The most remarkable aspect of the Hillsborough disaster is that it was only 20 years ago. So much has changed in football since that terrible day that the disaster now belongs to an altogether different era.

I was in Liverpool last week and Hillsborough still casts a long shadow over the city. Anybody who doubts the impact that the disaster had on the people of Liverpool should visit the Hillsborough Memorial outside Anfield.

The simple marble structure, adorned with flowers and candles all year round, lists the names and ages of the 96 people who perished at Hillsborough.

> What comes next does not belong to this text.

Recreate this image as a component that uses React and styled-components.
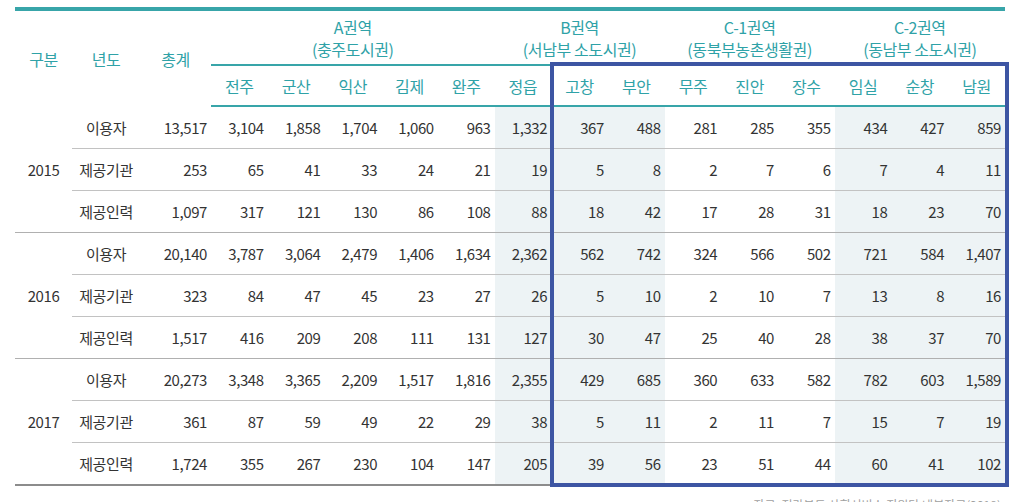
import React from "react";
import styled, { createGlobalStyle } from "styled-components";

const Global = createGlobalStyle`
  html, body { margin: 0; padding: 0; background: #ffffff; }
  body { font-family: "Noto Sans CJK KR", "Noto Sans", sans-serif; overflow: hidden; }
`;

const TEAL = "#38a5a9";
const HEAD_TEXT = "#2fa2a7";
const SHADE = "#edf3f5";

const Page = styled.div`
  position: relative;
  width: 1024px;
  height: 502px;
  padding: 7px 0 0 15px;
  box-sizing: border-box;
`;

const Table = styled.table`
  width: 990px;
  border-collapse: collapse;
  table-layout: fixed;
  border-top: 4px solid ${TEAL};
  border-bottom: 2px solid #8c8c8c;
  font-size: 15px;
  letter-spacing: -0.4px;
  color: #333333;
`;

const HeadCell = styled.th`
  font-weight: 400;
  font-size: 16px;
  color: ${HEAD_TEXT};
  text-align: center;
  vertical-align: middle;
  padding: 0;
  height: ${(p) => p.$h || 42}px;
  line-height: 22px;
  white-space: nowrap;
  border-bottom: ${(p) => (p.$line ? `2px solid ${TEAL}` : "none")};
`;

const GroupLine = styled.span`
  display: block;
  line-height: 22px;
`;

const HeadRow = styled.tr`
  & th { border-bottom: 2px solid ${TEAL}; }
`;

const Row = styled.tr`
  border-bottom: ${(p) => (p.$groupEnd ? "1px solid #b0b0b0" : "none")};
`;

const YearCell = styled.td`
  text-align: center;
  vertical-align: middle;
  padding: 0;
`;

const LabelCell = styled.td`
  text-align: center;
  padding: 0;
  height: 41px;
  white-space: nowrap;
  border-bottom: ${(p) => (p.$last ? "none" : "1px solid #c2c2c2")};
`;

const NumCell = styled.td`
  text-align: right;
  padding: 0 4px 0 0;
  height: 41px;
  white-space: nowrap;
  background: ${(p) => (p.$shade ? SHADE : "transparent")};
  border-bottom: ${(p) => (p.$last ? "none" : "1px solid #c2c2c2")};
`;

const Highlight = styled.div`
  position: absolute;
  left: 550px;
  top: 62px;
  width: 459px;
  height: 425px;
  box-sizing: border-box;
  border: 4px solid #3d55a3;
  pointer-events: none;
`;

const Note = styled.div`
  width: 990px;
  text-align: right;
  font-size: 12px;
  color: #a0a0a0;
  margin-top: 10px;
  padding-right: 4px;
  box-sizing: border-box;
`;

const groups = [
  { name: "A권역", sub: "(충주도시권)", span: 5 },
  { name: "B권역", sub: "(서남부 소도시권)", span: 3 },
  { name: "C-1권역", sub: "(동북부농촌생활권)", span: 3 },
  { name: "C-2권역", sub: "(동남부 소도시권)", span: 3 },
];

const cities = ["전주", "군산", "익산", "김제", "완주", "정읍", "고창", "부안", "무주", "진안", "장수", "임실", "순창", "남원"];
const shaded = new Set([5, 6, 7, 11, 12, 13]);

const data = [
  {
    year: "2015",
    rows: [
      ["이용자", "13,517", "3,104", "1,858", "1,704", "1,060", "963", "1,332", "367", "488", "281", "285", "355", "434", "427", "859"],
      ["제공기관", "253", "65", "41", "33", "24", "21", "19", "5", "8", "2", "7", "6", "7", "4", "11"],
      ["제공인력", "1,097", "317", "121", "130", "86", "108", "88", "18", "42", "17", "28", "31", "18", "23", "70"],
    ],
  },
  {
    year: "2016",
    rows: [
      ["이용자", "20,140", "3,787", "3,064", "2,479", "1,406", "1,634", "2,362", "562", "742", "324", "566", "502", "721", "584", "1,407"],
      ["제공기관", "323", "84", "47", "45", "23", "27", "26", "5", "10", "2", "10", "7", "13", "8", "16"],
      ["제공인력", "1,517", "416", "209", "208", "111", "131", "127", "30", "47", "25", "40", "28", "38", "37", "70"],
    ],
  },
  {
    year: "2017",
    rows: [
      ["이용자", "20,273", "3,348", "3,365", "2,209", "1,517", "1,816", "2,355", "429", "685", "360", "633", "582", "782", "603", "1,589"],
      ["제공기관", "361", "87", "59", "49", "22", "29", "38", "5", "11", "2", "11", "7", "15", "7", "19"],
      ["제공인력", "1,724", "355", "267", "230", "104", "147", "205", "39", "56", "23", "51", "44", "60", "41", "102"],
    ],
  },
];

export default function App() {
  return (
    <>
      <Global />
      <Page>
        <Table>
          <colgroup>
            <col style={{ width: 57 }} />
            <col style={{ width: 68 }} />
            <col style={{ width: 71 }} />
            {cities.map((c) => (
              <col key={c} style={{ width: 56.7 }} />
            ))}
          </colgroup>
          <thead>
            <tr>
              <HeadCell rowSpan={2} $h={53}>구분</HeadCell>
              <HeadCell rowSpan={2} $h={53}>년도</HeadCell>
              <HeadCell rowSpan={2} $h={53}>총계</HeadCell>
              {groups.map((g) => (
                <HeadCell key={g.name} colSpan={g.span} $h={53} $line>
                  <GroupLine>{g.name}</GroupLine>
                  <GroupLine>{g.sub}</GroupLine>
                </HeadCell>
              ))}
            </tr>
            <HeadRow>
              {cities.map((c) => (
                <HeadCell key={c} $h={39}>{c}</HeadCell>
              ))}
            </HeadRow>
          </thead>
          <tbody>
            {data.map((g) =>
              g.rows.map((r, i) => (
                <Row key={g.year + r[0]} $groupEnd={i === 2}>
                  {i === 0 && <YearCell rowSpan={3}>{g.year}</YearCell>}
                  <LabelCell $last={i === 2}>{r[0]}</LabelCell>
                  {r.slice(1).map((v, j) => (
                    <NumCell key={j} $last={i === 2} $shade={shaded.has(j - 1)}>
                      {v}
                    </NumCell>
                  ))}
                </Row>
              ))
            )}
          </tbody>
        </Table>
        <Note>자료: 전라북도 사회서비스 지원단 내부자료(2018)</Note>
        <Highlight />
      </Page>
    </>
  );
}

The most striking thing is how young everybody was. Of the 96, 78 were under 30, the youngest being Steven Gerrard’s cousin Jon-Paul Gilhooley, who was just 10. There were 37 teenagers and only two people of pensionable age.

The ages of the victims date the disaster more than any TV footage, or the distressed voice of radio commentator Peter Jones as he described the tragic events unfolding. Visit Anfield today – or any other all-seater Premiership ground, for that matter – and the fans are older and significantly wealthier.

Hillsborough was the catalyst for so many of the changes that have revolutionised English and European football in the past two decades.

But 20 years on from Hillsborough, teenagers and twentysomethings, who made up the bulk of the disaster’s victims, have been priced out of the game.